Existence of the Higgs boson “is a prediction that stems from a very mathematical approach to understanding the Universe, which is guided by the idea that it is simple at heart.” —

.

Higgs Missing Report (Fermilab page)

See especially:

“Is this all just a theory?”

“What if no one ever finds the Higgs Boson?”

“Are there alternate theories?”

.

. . .“I think it will be much more exciting if we don’t find the Higgs. That will show something is wrong, and we need to think again. I have a bet of $100 that we won’t find the Higgs.” – Stephen Hawking (The Times 9/9/08; Far Reach)

From an interview* with Steven Weinberg on 6/28/2011 by Zinta Lundborg:

Lundborg – What about the particle everyone’s looking for—the Higgs boson?

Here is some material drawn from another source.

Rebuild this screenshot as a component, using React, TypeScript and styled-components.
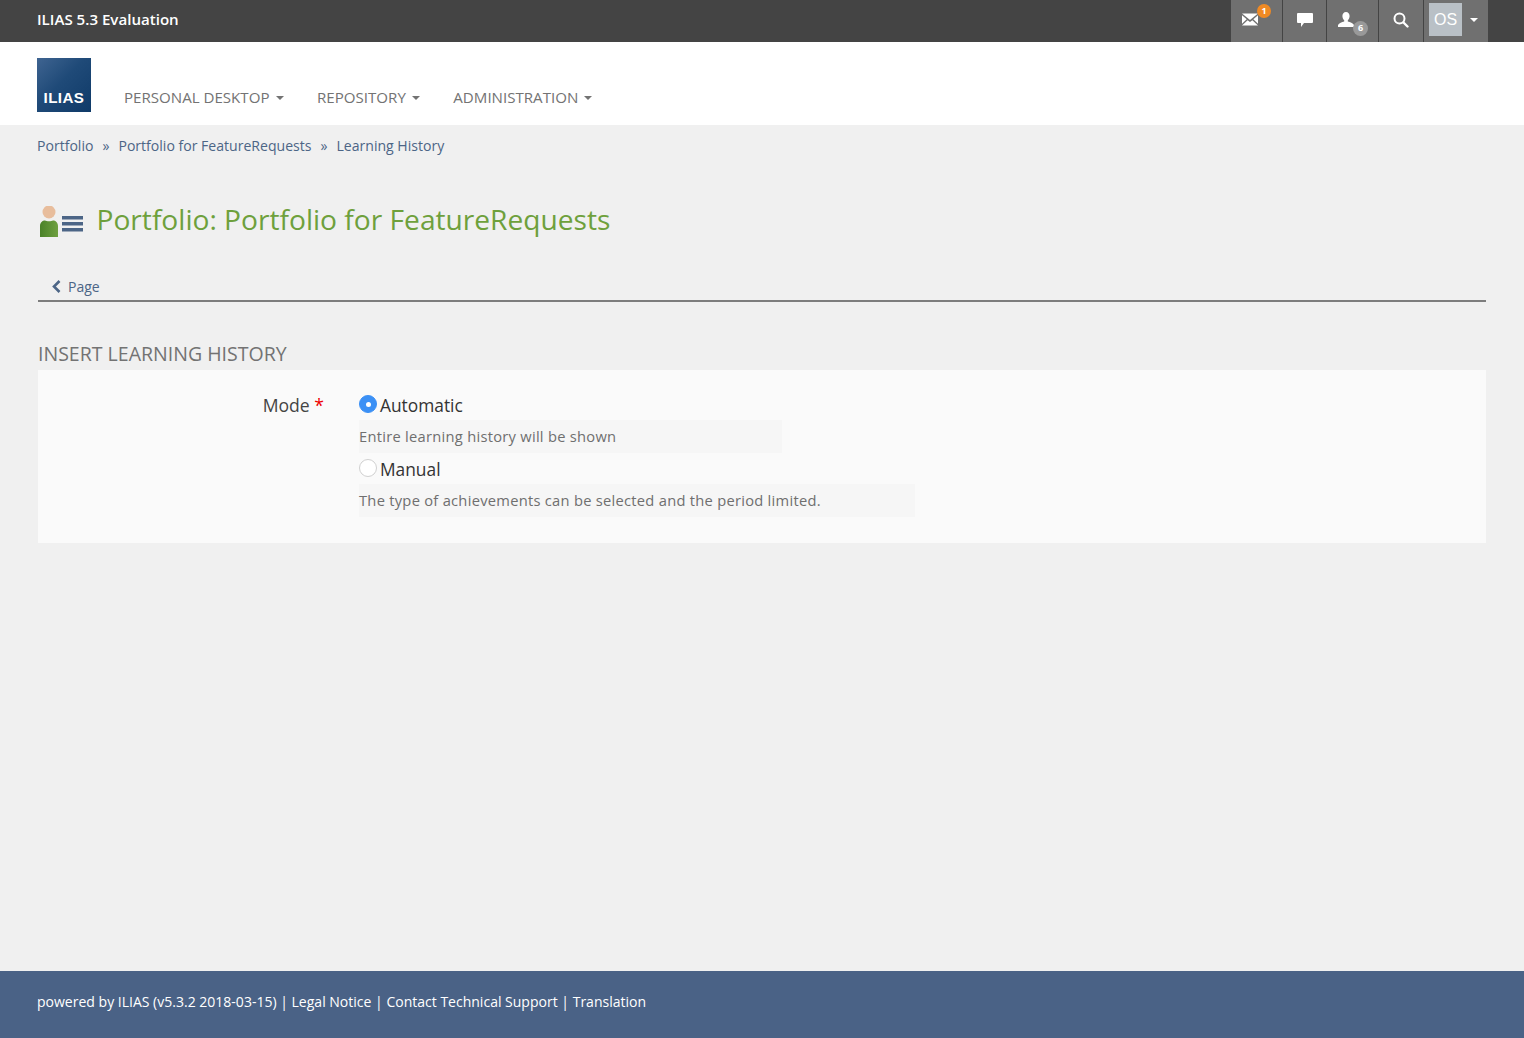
import { FC } from 'react';
import styled, { createGlobalStyle } from 'styled-components';

const GlobalStyle = createGlobalStyle`
  html, body { margin: 0; padding: 0; }
  body {
    background: #f0f0f0;
    font-family: "Open Sans", "Liberation Sans", sans-serif;
    color: #333;
  }
  * { box-sizing: border-box; }
`;

const Page = styled.div`
  display: flex;
  flex-direction: column;
  min-height: 1038px;
`;

const TopBar = styled.div`
  height: 42px;
  background: #444;
  display: flex;
  justify-content: space-between;
  padding: 0 36px 0 37px;
`;

const Brand = styled.div`
  color: #fff;
  font-size: 15.1px;
  font-weight: 600;
  line-height: 39px;
`;

const TopActions = styled.div`
  display: flex;
  gap: 1px;
`;

const TopButton = styled.div<{ $w: number; $shift?: number }>`
  position: relative;
  width: ${(p) => p.$w}px;
  background: #707070;
  display: flex;
  align-items: center;
  justify-content: center;
  padding-bottom: 3px;
  padding-right: ${(p) => p.$shift ?? 0}px;
`;

const Badge = styled.span<{ $orange?: boolean }>`
  position: absolute;
  top: ${(p) => (p.$orange ? 4 : 21)}px;
  right: ${(p) => (p.$orange ? 11 : 10)}px;
  width: ${(p) => (p.$orange ? 14 : 15)}px;
  height: ${(p) => (p.$orange ? 14 : 15)}px;
  border-radius: 50%;
  background: ${(p) => (p.$orange ? '#f08a24' : '#999')};
  color: #fff;
  font-size: 9px;
  font-weight: 700;
  line-height: 14px;
  text-align: center;
`;

const Avatar = styled.div`
  width: 33px;
  height: 33px;
  margin-left: -21px;
  background: #b9c0c6;
  color: #fff;
  font-family: "Liberation Sans", sans-serif;
  font-size: 16px;
  line-height: 33px;
  text-align: center;
`;

const UserCaret = styled.span`
  position: absolute;
  right: 10px;
  top: 18px;
  border-top: 4px solid #fff;
  border-left: 4px solid transparent;
  border-right: 4px solid transparent;
`;

const NavBar = styled.div`
  height: 83px;
  background: #fff;
  display: flex;
  align-items: flex-start;
  padding: 16px 37px 0;
`;

const Logo = styled.div`
  width: 54px;
  height: 54px;
  background: linear-gradient(135deg, #3f6491 0%, #1f4a78 45%, #0f3a68 100%);
  color: #fff;
  font-family: "Liberation Sans", sans-serif;
  font-weight: 700;
  font-size: 15.2px;
  letter-spacing: 0.4px;
  text-align: center;
  padding-top: 31px;
  line-height: 18px;
`;

const NavMenu = styled.div`
  display: flex;
  gap: 32.5px;
  margin-left: 33px;
  padding-top: 29px;
`;

const NavItem = styled.div`
  display: flex;
  align-items: center;
  gap: 6px;
  color: #737373;
  font-size: 15.1px;
  line-height: 20px;
`;

const NavCaret = styled.span`
  border-top: 4px solid #737373;
  border-left: 4px solid transparent;
  border-right: 4px solid transparent;
  margin: 2px 1px 0 0;
`;

const Main = styled.div`
  flex: 1;
  padding: 0 38px;
`;

const Breadcrumb = styled.div`
  display: flex;
  gap: 9px;
  margin-left: -1px;
  padding-top: 11px;
  font-size: 14.07px;
  line-height: 20px;
  color: #4c6586;
`;

const TitleRow = styled.div`
  display: flex;
  align-items: center;
  margin-top: 42px;
  height: 48px;
`;

const Title = styled.h1`
  margin: 0 0 0 11.5px;
  color: #6ea03c;
  font-size: 28.15px;
  font-weight: 400;
  line-height: 36px;
  position: relative;
  top: -3px;
`;

const Tabs = styled.div`
  display: flex;
  align-items: center;
  gap: 7px;
  margin-top: 25px;
  height: 31px;
  padding: 2px 0 0 14px;
  border-bottom: 2px solid #7d7d7d;
  color: #4c6586;
  font-size: 14px;
`;

const SectionTitle = styled.h2`
  margin: 39px 0 0;
  color: #737373;
  font-size: 19.54px;
  font-weight: 400;
  line-height: 26px;
  height: 29px;
`;

const Panel = styled.div`
  display: flex;
  height: 173px;
  background: #fafafa;
  padding-top: 23px;
`;

const FieldLabel = styled.div`
  width: 286px;
  text-align: right;
  font-size: 17.6px;
  line-height: 24px;
  color: #444;
`;

const Required = styled.span`
  color: #e00;
`;

const Options = styled.div`
  margin-left: 35px;
`;

const OptionRow = styled.div`
  display: flex;
  align-items: center;
  gap: 3px;
  height: 24px;
  font-size: 17.35px;
  color: #333;
`;

const Radio = styled.span<{ $checked?: boolean }>`
  width: 18px;
  height: 18px;
  border-radius: 50%;
  position: relative;
  top: -1px;
  background: ${(p) => (p.$checked ? '#3b90f5' : '#fff')};
  border: 1px solid ${(p) => (p.$checked ? '#3b90f5' : '#d0d0d0')};
  display: flex;
  align-items: center;
  justify-content: center;
  &::after {
    content: '';
    display: ${(p) => (p.$checked ? 'block' : 'none')};
    width: 5px;
    height: 5px;
    border-radius: 50%;
    background: #fff;
  }
`;

const Help = styled.div<{ $w: number }>`
  width: ${(p) => p.$w}px;
  height: 33px;
  margin: 3px 0 4px;
  background: #f6f6f6;
  color: #6f6f6f;
  font-size: 14.7px;
  letter-spacing: 0.27px;
  line-height: 33px;
`;

const Footer = styled.div`
  height: 67px;
  background: #4a6286;
  color: #fff;
  font-size: 14.02px;
  line-height: 62px;
  padding: 0 37px;
`;

const MailIcon: FC = () => (
  <svg width="16" height="13" viewBox="0 0 17 13">
    <path fill="#fff" d="M0 0h17L8.5 7zM0 2l5 4.2L0 11zM17 2l-5 4.2 5 4.8zM6 7.2l2.5 2 2.5-2 6 5.8H0z" />
  </svg>
);

const ChatIcon: FC = () => (
  <svg width="16" height="14" viewBox="0 0 16 14">
    <path fill="#fff" d="M1 0h14a1 1 0 0 1 1 1v8a1 1 0 0 1-1 1H7l-3 4v-4H1a1 1 0 0 1-1-1V1a1 1 0 0 1 1-1z" />
  </svg>
);

const UserIcon: FC = () => (
  <svg width="16" height="15" viewBox="0 0 16 15">
    <path fill="#fff" d="M8 0c2.2 0 3.6 1.7 3.6 4 0 1.8-.8 3.3-1.8 4.2v1.2c2.2.7 5.2 1.6 6.2 3.6v2H0v-2c1-2 4-2.9 6.2-3.6V8.2C5.2 7.3 4.4 5.8 4.4 4 4.4 1.7 5.8 0 8 0z" />
  </svg>
);

const SearchIcon: FC = () => (
  <svg width="16" height="16" viewBox="0 0 16 16">
    <circle cx="6.5" cy="6.5" r="5" fill="none" stroke="#fff" strokeWidth="2" />
    <path stroke="#fff" strokeWidth="2.4" strokeLinecap="round" d="M10.5 10.5L14.5 14.5" />
  </svg>
);

const PortfolioIcon: FC = () => (
  <svg width="47" height="32" viewBox="0 0 47 32">
    <defs>
      <linearGradient id="body" x1="0" x2="1" y1="0" y2="0">
        <stop offset="0" stopColor="#4a8229" />
        <stop offset="1" stopColor="#6fa040" />
      </linearGradient>
    </defs>
    <circle cx="11" cy="6" r="6.5" fill="#e8bd9c" />
    <path fill="url(#body)" d="M2 31V20c0-3.5 2.5-5.5 5-5.500 1.500 1 6.500 1 8 0 2.500 0 5 2 5 5.500v11z" />
    <path fill="#4c6586" d="M24 10h21v3.5H24zM24 16h21v3.5H24zM24 22h21v3.5H24z" />
  </svg>
);

const ChevronLeft: FC = () => (
  <svg width="9" height="13" viewBox="0 0 9 13">
    <path fill="none" stroke="#4c6586" strokeWidth="2.6" d="M7.5 1L2 6.5 7.5 12" />
  </svg>
);

const App: FC = () => {
  return (
    <Page>
      <GlobalStyle />
      <TopBar>
        <Brand>ILIAS 5.3 Evaluation</Brand>
        <TopActions>
          <TopButton $w={51} $shift={14}>
            <MailIcon />
            <Badge $orange>1</Badge>
          </TopButton>
          <TopButton $w={43}>
            <ChatIcon />
          </TopButton>
          <TopButton $w={51} $shift={14}>
            <UserIcon />
            <Badge>6</Badge>
          </TopButton>
          <TopButton $w={44}>
            <SearchIcon />
          </TopButton>
          <TopButton $w={64}>
            <Avatar>OS</Avatar>
            <UserCaret />
          </TopButton>
        </TopActions>
      </TopBar>
      <NavBar>
        <Logo>ILIAS</Logo>
        <NavMenu>
          <NavItem>PERSONAL DESKTOP <NavCaret /></NavItem>
          <NavItem>REPOSITORY <NavCaret /></NavItem>
          <NavItem>ADMINISTRATION <NavCaret /></NavItem>
        </NavMenu>
      </NavBar>
      <Main>
        <Breadcrumb>
          <span>Portfolio</span>
          <span>»</span>
          <span>Portfolio for FeatureRequests</span>
          <span>»</span>
          <span>Learning History</span>
        </Breadcrumb>
        <TitleRow>
          <PortfolioIcon />
          <Title>Portfolio: Portfolio for FeatureRequests</Title>
        </TitleRow>
        <Tabs>
          <ChevronLeft />
          <span>Page</span>
        </Tabs>
        <SectionTitle>INSERT LEARNING HISTORY</SectionTitle>
        <Panel>
          <FieldLabel>Mode <Required>*</Required></FieldLabel>
          <Options>
            <OptionRow>
              <Radio $checked />
              Automatic
            </OptionRow>
            <Help $w={423}>Entire learning history will be shown</Help>
            <OptionRow>
              <Radio />
              Manual
            </OptionRow>
            <Help $w={556}>The type of achievements can be selected and the period limited.</Help>
          </Options>
        </Panel>
      </Main>
      <Footer>
        powered by ILIAS (v5.3.2 2018-03-15) | Legal Notice | Contact Technical Support | Translation
      </Footer>
    </Page>
  );
};

export default App;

Weinberg – Because the Higgs boson is really required by the simplest version of the theory that unifies the weak and electromagnetic forces,* it’s very likely to be discovered. The theory has other versions which would lead to the discovery of other kinds of particles, the so-called technicolor particles. We have a fair degree of certainty that one or the other of those, and very likely the Higgs boson, will be discovered. In fact, it’s so likely that we already anticipate it, so it probably won’t get us anything new. What we really need is something that we don’t anticipate.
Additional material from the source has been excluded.